The act of faith is, in any case, death for our understanding, even if this death be only a prelude to transfiguration. But even if faith needs theology and its gropings to keep itself pure from error, there will be a fresh difficulty, and an extra trial when theology flies as close as possible to its ultimate object and inevitably yields a defective image of that object.

Certainly, to accept in faith God's fatherhood, with everything that the faith (which reveals it to us by applying it to us) can show us to be required of us, does by itself, in its very integrity, call forth and confront the obstinate pride and the terrified egoism of sinful man. And this suffices to explain many cases of refusal of the Gospel, even by the Jews who seemed all set to welcome the Messiah, and, later, the Islamic rejection, despite Islam's veneration of Jesus and its cult of Mary which at times all but equals that of Christians for her who, more than anyone, "believed." Yet both the Jewish refusal and Islam's rejection, which among the most thoughtful of both Jews and Muslims have focused most explicitly less on the Incarnation than on the Trinity, have been massive in character. And this fact should deter a Christian theologian from such an over-facile explanation. Islam's protest, like that of Israel and perhaps even more so, confronts him with a prophetic element. Doubtless, it will have been mingled many times with a real refusal to believe or at least with a sloth towards and a repugnance for believing. But no less often, perhaps even more often, it will not have been so adulterated, and the Christian theologian must bow before the fact.

The Protest of Israel

In the first place, it is not true, as we are inclined to say too often, that Israel as a whole has rejected the notion of a Messiah suffering for the sins of the people. Even when the scribes did so, they would then usually transfer to the people as a whole the mysterious need for innocent suffering if the world were to be redeemed and the Kingdom come. The faith-perception of God's compassion for the sinner, of God's assuming of sin itself, as St. Paul says, in those he sends and above all in the One sent par excellence, even went so far as the paradoxical perversity of Shabbatai Sevi – no doubt for having failed to acknowledge its legitimate expression in Christ Jesus. Such a pseudo-Messiah is a curious, even scandalous witness to this, but a witness who cannot be set aside. He did not just suffer but sinned deliberately, in order to draw upon himself the full force of God's just condemnation of sin, and so let loose a limitless flood of mercy.1

Above all, it is not true that Israel has as a whole rejected the interiorization of the Kingdom, if one understands by that our adoption by God, our entry into, our sharing in, in total reciprocity, that very love, that hesed which binds him to his creature, even when fallen, and which finally unveils to us the fathomless depths of his own inner life. Perhaps the clearest proof of this is the way in which Hassidism has centered the whole of Israel's piety on devekut,2 that is, confident abandonment in everything, in an all-embracing, unceasing spirit of thanksgiving, abandonment to that love of God which waits for, calls for, actually arouses our own love.

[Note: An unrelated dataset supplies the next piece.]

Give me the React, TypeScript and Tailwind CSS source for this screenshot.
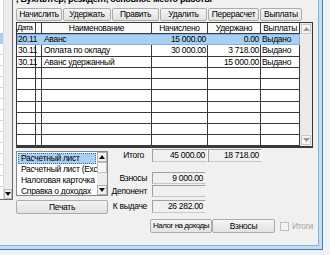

And this shows how much the prophetic glorification of God as Father, which ran through the whole of synagogue worship even before Jesus appeared, has continued to extend and deepen itself.

In fact, these elements have continued to function as a ferment within Judaism, preparing and frequently producing quite unexpected conversions to Christ and his Gospel. Most of the time, the witness of Christians and even of the Church itself have only played a very secondary role in all this. The example of E. Zolli, the great rabbi of Rome, is symbolic here. His conversion climaxed in an illuminating vision of Christ appearing to him in front of the ark of the Scriptures at the moment when the attendant was taking the Torah from it so that he could read and interpret it.3

Conversely the great hurdle for those who follow this way, and doubtless for many who embark on it naturally but cannot resolve to see it through, is the appearance of relapsing into idolatry and above all into polytheism, thanks to the unsatisfactory expressions that we propose of the Incarnation and especially of the Trinity.

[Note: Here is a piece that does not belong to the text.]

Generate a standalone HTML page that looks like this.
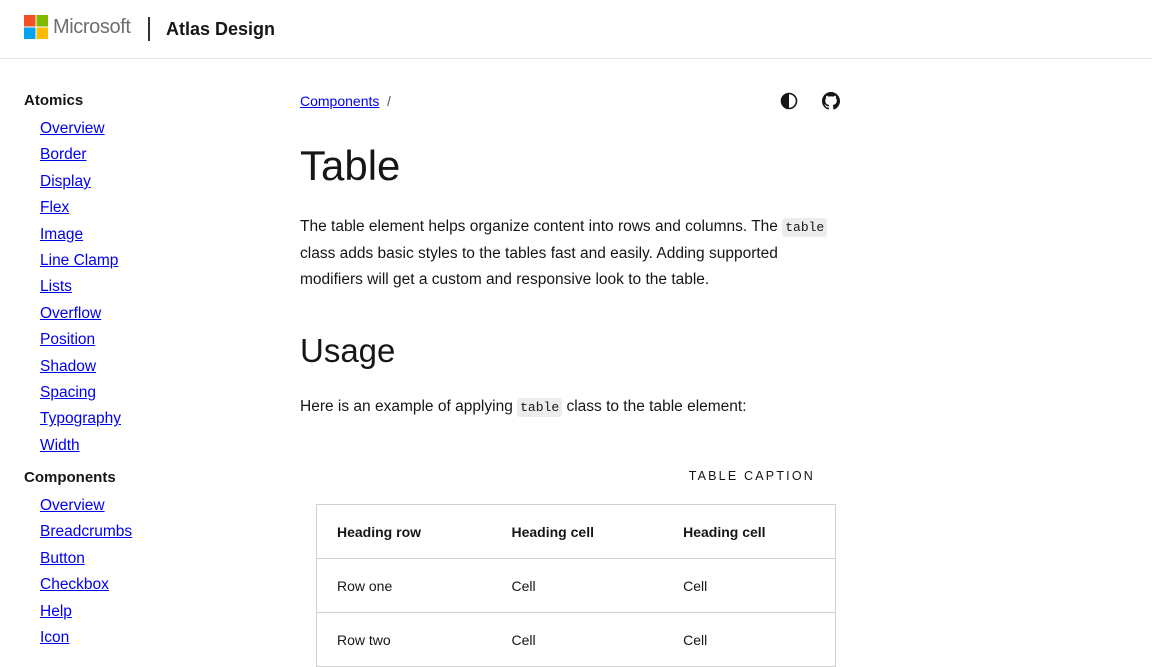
<!DOCTYPE html>
<html><head><meta charset="utf-8"><style>
*{margin:0;padding:0;box-sizing:border-box}
body{width:1152px;height:648px;overflow:hidden;background:#fff;font-family:"Liberation Sans",sans-serif;color:#161616;position:relative}
.hdr{position:absolute;left:0;top:0;width:1152px;height:59px;border-bottom:1px solid #e6e6e6}
.logo{position:absolute;left:24px;top:15px;width:24px;height:24px}
.ms{position:absolute;left:53px;top:16px;font-size:20px;color:#6e6e6e;letter-spacing:-0.4px}
.div{position:absolute;left:148px;top:17px;width:2px;height:24px;background:#333}
.atlas{position:absolute;left:166px;top:19px;font-size:18px;font-weight:bold;color:#161616}
.side{position:absolute;left:24px;top:90px;font-size:15.5px}
.side h4{font-size:15px;font-weight:bold;height:26px;line-height:22px}
.side a{display:block;margin-left:16px;color:#0000ee;text-decoration:underline;height:26.4px;line-height:26px}
.main{position:absolute;left:300px;top:0;width:540px}
.bc{position:absolute;top:93px;font-size:14px;color:#0000ee;text-decoration:underline}
.bcs{position:absolute;top:93px;left:87px;font-size:14px;color:#555}
h1{position:absolute;top:142px;font-size:42px;font-weight:normal}
h2{position:absolute;top:332px;font-size:33px;font-weight:normal}
p{position:absolute;font-size:15.5px;line-height:26px;width:540px}
code{font-family:"Liberation Mono",monospace;font-size:13px;background:#ececec;padding:2px 3px;border-radius:3px}
.cap{position:absolute;top:469px;right:25px;font-size:12.5px;letter-spacing:2.2px}
table{position:absolute;left:16px;top:504px;width:520px;border-collapse:collapse;border:1px solid #d1d1d1;font-size:14px}
td,th{height:54px;border-bottom:1px solid #d1d1d1;text-align:left;padding-left:20px;font-weight:normal}
th{font-weight:bold}
</style></head><body>
<div class="hdr">
<svg class="logo" viewBox="0 0 24 24"><rect x="0" y="0" width="11.5" height="11.5" fill="#f25022"/><rect x="12.5" y="0" width="11.5" height="11.5" fill="#7fba00"/><rect x="0" y="12.5" width="11.5" height="11.5" fill="#00a4ef"/><rect x="12.5" y="12.5" width="11.5" height="11.5" fill="#ffb900"/></svg>
<div class="ms">Microsoft</div><div class="div"></div><div class="atlas">Atlas Design</div>
</div>
<div class="side">
<h4>Atomics</h4>
<a>Overview</a><a>Border</a><a>Display</a><a>Flex</a><a>Image</a><a>Line Clamp</a><a>Lists</a><a>Overflow</a><a>Position</a><a>Shadow</a><a>Spacing</a><a>Typography</a><a>Width</a>
<h4 style="margin-top:8px">Components</h4>
<a>Overview</a><a>Breadcrumbs</a><a>Button</a><a>Checkbox</a><a>Help</a><a>Icon</a>
</div>
<div class="main">
<span class="bc">Components</span><span class="bcs">/</span>
<svg style="position:absolute;left:480px;top:92px" width="18" height="18" viewBox="0 0 18 18"><circle cx="9" cy="9" r="7.5" fill="none" stroke="#161616" stroke-width="1.6"/><path d="M9 1.5A7.5 7.5 0 0 0 9 16.5Z" fill="#161616"/></svg>
<svg style="position:absolute;left:522px;top:92px" width="18" height="18" viewBox="0 0 16 16"><path fill="#161616" d="M8 0C3.58 0 0 3.58 0 8c0 3.54 2.29 6.530 5.47 7.59.4.07.55-.17.55-.38 0-.19-.01-.82-.01-1.49-2.01.37-2.53-.49-2.69-.94-.09-.23-.48-.94-.82-1.13-.28-.15-.68-.52-.01-.53.63-.01 1.08.58 1.230.82.72 1.21 1.87.87 2.33.66.07-.52.28-.87.51-1.07-1.78-.2-3.64-.89-3.64-3.95 0-.87.31-1.59.82-2.150-.08-.2-.36-1.02.08-2.12 0 0 .67-.21 2.2.82.64-.18 1.32-.27 2-.27.68 0 1.36.09 2 .27 1.53-1.04 2.2-.82 2.2-.82.44 1.1.16 1.92.08 2.12.51.56.82 1.27.82 2.15 0 3.07-1.87 3.75-3.65 3.95.29.25.54.73.54 1.48 0 1.07-.01 1.93-.01 2.2 0 .21.15.46.55.38A8.013 8.013 0 0016 8c0-4.42-3.58-8-8-8z"/></svg>
<h1>Table</h1>
<p style="top:214px">The table element helps organize content into rows and columns. The <code>table</code> class adds basic styles to the tables fast and easily. Adding supported modifiers will get a custom and responsive look to the table.</p>
<h2>Usage</h2>
<p style="top:394px">Here is an example of applying <code>table</code> class to the table element:</p>
<div class="cap">TABLE CAPTION</div>
<table>
<tr><th>Heading row</th><th>Heading cell</th><th>Heading cell</th></tr>
<tr><td>Row one</td><td>Cell</td><td>Cell</td></tr>
<tr><td>Row two</td><td>Cell</td><td>Cell</td></tr>
</table>
</div>
</body></html>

For how many Christians does not a certain "Jesus-ism" tend to replace authentic Christianity by holding up a simple man turned into their god by men instead of the Son of God made man to redeem us? How many forms of piety, such as were already denounced by Origen and which continue all the way down to what is called, with perilous ambiguity, "the cult of the humanity of Christ," do not provide ample justification for the legitimate Jewish suspicion of idolatry?

But once past this stage of an infantile or senile Christianity which is usually regressive to the extent it thinks itself progressive, we encounter what is perhaps the greater hurdle: our habitual presentations of the Trinity. The so-called "Greek" formulas, whatever one makes of them, persistently suggest the image of three associated gods whether we speak, like St. Basil, of the colors of the rainbow blending into white light or, like St. Gregory Nazianzen, of three suns whose threefold brightness is one or even, like St. Gregory of Nyssa, of three torches lit from one another (although this admittedly comes closer to the traditional, properly apostolic proclamation). As for the Latin formulas, they are even worse: as if an abstract Godhead only took on a genuinely personal appearance in God-made-man.... And it is best to pass over those deformations so justly stigmatized by Thomas Mozley, and which seem to suggest that the Trinity adored in practice by Western Catholics is not that of the heavenly Father, the Son and the Spirit, but that of the Mother, Child and Foster-father!

Figures such as Martin Buber, André Neher and Robert Aron, to mention only these, are abiding witnesses to what we can call the prophetic and certainly providential role of Israel, even if the quality of their protests is not always sustained. Abraham Heschel, given the extreme discretion of his anti-Christian polemic, is perhaps an even better witness. And they should prevent us reconciling ourselves quite as easily as we do to the degradations in our piety. Above all, they should compel us to admit the inadequacy of our so self-confident theology, even when at its most correct and which in its very orthodoxy remains terribly abstract and inassimilable for piety unless converted into images which are almost disastrously deceptive.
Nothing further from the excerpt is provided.